Tuesday, July 26, 2011

How to be a Writer, ctd.

[I'm getting caught up on things, but I'm trying to not do more than ten entries a day. This is an exception.]

I don't really think of myself as a "writer", although that's an unfair self-assessment. When asked if I'm a musician (and this has happened a few times this summer, usually when I'm with the director of music or members of the choir) I tend to answer that I'm not professionally but think we all are if we're empowered to be. I think that everyone is a writer if they're empowered to be. Like all of us being musicians, that doesn't mean we'll all be professionals or that it'll all be good. But I don't think of myself as a writer the way I think of two friends from high school or my mom as writers.


But when I read M. Molly Backes's bit on how to be a writer last week I got nostalgic and thought about my own upbringing. My mom is a great writer, I think. I know that I'm a little biased. But when I was at home I made a point of finding some poems on floppy discs or ten-year-old backup CD-ROMs and saving them both to my computer and to mom's computer. I wanted to keep them. I have memories associated with them, and they have meant things to me in the past. They still do.

So as I read Molly's list of do's and don't's I thought about my mom and how those things were part of growing up. Our TV time was limited. We played outside. We earned TV time by reading. We earned it by writing letters. We lost it by arguing too much as siblings. We lost it for back-talking. We were sent to be outside for back-talking. We had to learn on our own how not to be bored, without a screen in front of us. When I got to college I pretty much stopped watching TV. I will watch things on DVD or Netflix, but rarely do I turn a television on just to watch.

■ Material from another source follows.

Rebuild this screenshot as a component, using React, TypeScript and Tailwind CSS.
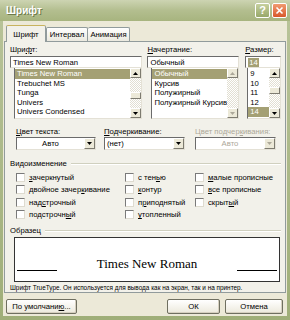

I had secrets and a job and failures. I remember growing up always feeling like whatever I wrote in a journal (on the rare occasion that I was keeping one) was my own; I never worried that Mom was going to pry. I was never concerned that she would read my mail. There were a few times when she didn't want me to get mail from certain people, but she never opened the letters, just wanted them to be the last.  My failures were all my own; Mom wanted me to succeed and I was very hard on myself. I don't remember her telling me to not be so hard on myself (more to not be so hard on her and my brothers and to lighten up), but I don't know that it would've done any good. I'm thankful that I never felt called to write angsty poetry, but how she suffered through some of my high school things that I thought were so good is now a mystery to me.

I am also realizing that having to read and having to write letters has helped me where I am. I had to have an imagination and I loved escaping to Nancy Drew's mystery or the Old Ones searching for the golden harp. Preaching is imagination. As Patrick Malloy writes in Celebrating the Eucharist (Church Publishing: 2009, 77), "[T]he preacher's ultimate task is to explore how God is doing now what God was doing then...[the sermon] is about the current presence and action of the God whose presence and action are attested to in Scripture."(emphasis in original) That doesn't mean you make things up. It does mean that a preacher has to look for God's action, to look beyond both easy answers and what is easily seen.

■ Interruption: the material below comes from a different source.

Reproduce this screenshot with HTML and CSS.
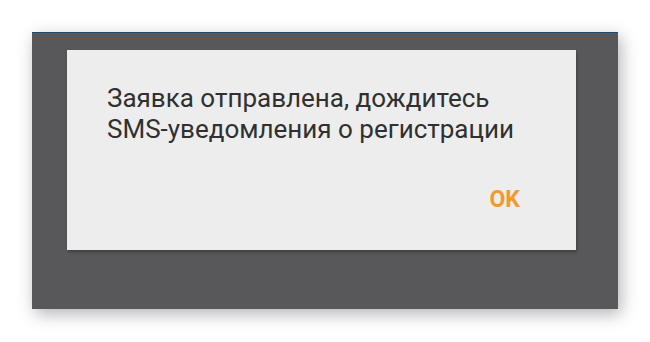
FILE: index.html
```html
<!DOCTYPE html>
<html lang="ru">
<head>
<meta charset="utf-8">
<title>Диалог</title>
<link rel="stylesheet" href="styles.css">
</head>
<body>
<div class="screen">
  <div class="dialog">
    <p class="message">Заявка отправлена, дождитесь<br>SMS-уведомления о регистрации</p>
    <div class="actions">
      <span class="ok">OK</span>
    </div>
  </div>
</div>
</body>
</html>
```

FILE: styles.css
```css
html, body {
  margin: 0;
  padding: 0;
  background: #ffffff;
}
body {
  width: 650px;
  height: 342px;
  overflow: hidden;
  padding-top: 32px;
  padding-left: 32px;
  box-sizing: border-box;
  font-family: Roboto, "Noto Sans", sans-serif;
}
.screen {
  width: 586px;
  height: 277px;
  box-sizing: border-box;
  background: #58585a;
  border-top: 1px solid #1d4a70;
  padding-top: 17px;
  padding-left: 35px;
  box-shadow: 3px 5px 16px rgba(0,0,0,0.3);
}
.dialog {
  width: 509px;
  height: 200px;
  box-sizing: border-box;
  background: #ededee;
  padding: 33px 56px 0 40px;
  display: flex;
  flex-direction: column;
  box-shadow: 1px 2px 3px rgba(0,0,0,0.3);
}
.message {
  margin: 0;
  font-size: 26px;
  line-height: 31px;
  color: #303030;
}
.actions {
  display: flex;
  justify-content: flex-end;
  margin-top: 42px;
}
.ok {
  font-size: 23px;
  font-weight: 700;
  color: #f4992b;
  line-height: 26px;
}
```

That looking can be helped with one's experiences and being willing to see that-which-might-be. As much as I hated turning the garden over by hand, I had the experience of planting. And now I can talk about the difference between how we planted a garden and how the sower recklessly casts seeds. I find myself writing more lately, though often in the form of correspondence. In that writing I imagine a time of expectation or surprise, where we don't know that someone is typing on the other end. All the mail I've gotten from the States this summer has been a surprise. Had no idea it was coming but quite glad to get it and write back. I try to not tell people that I've sent them a post card so they might experience the surprise.

I'm glad for a lot about growing up that's shaped my writing. Having to read a lot was a big part of it. Having to write not just at school or home as part of assignments, but also having to write letters to grandma to earn TV time or write letters to classmates because Mom didn't want us yakking on the [landline] phone. Now people can attest from seeing the writing happen or getting the result, that I still write... and we can all do that. Writing takes time to form thoughts and organize them. Even writing an email can be a joy.

We're all writers. We're all musicians. What writing have you done lately?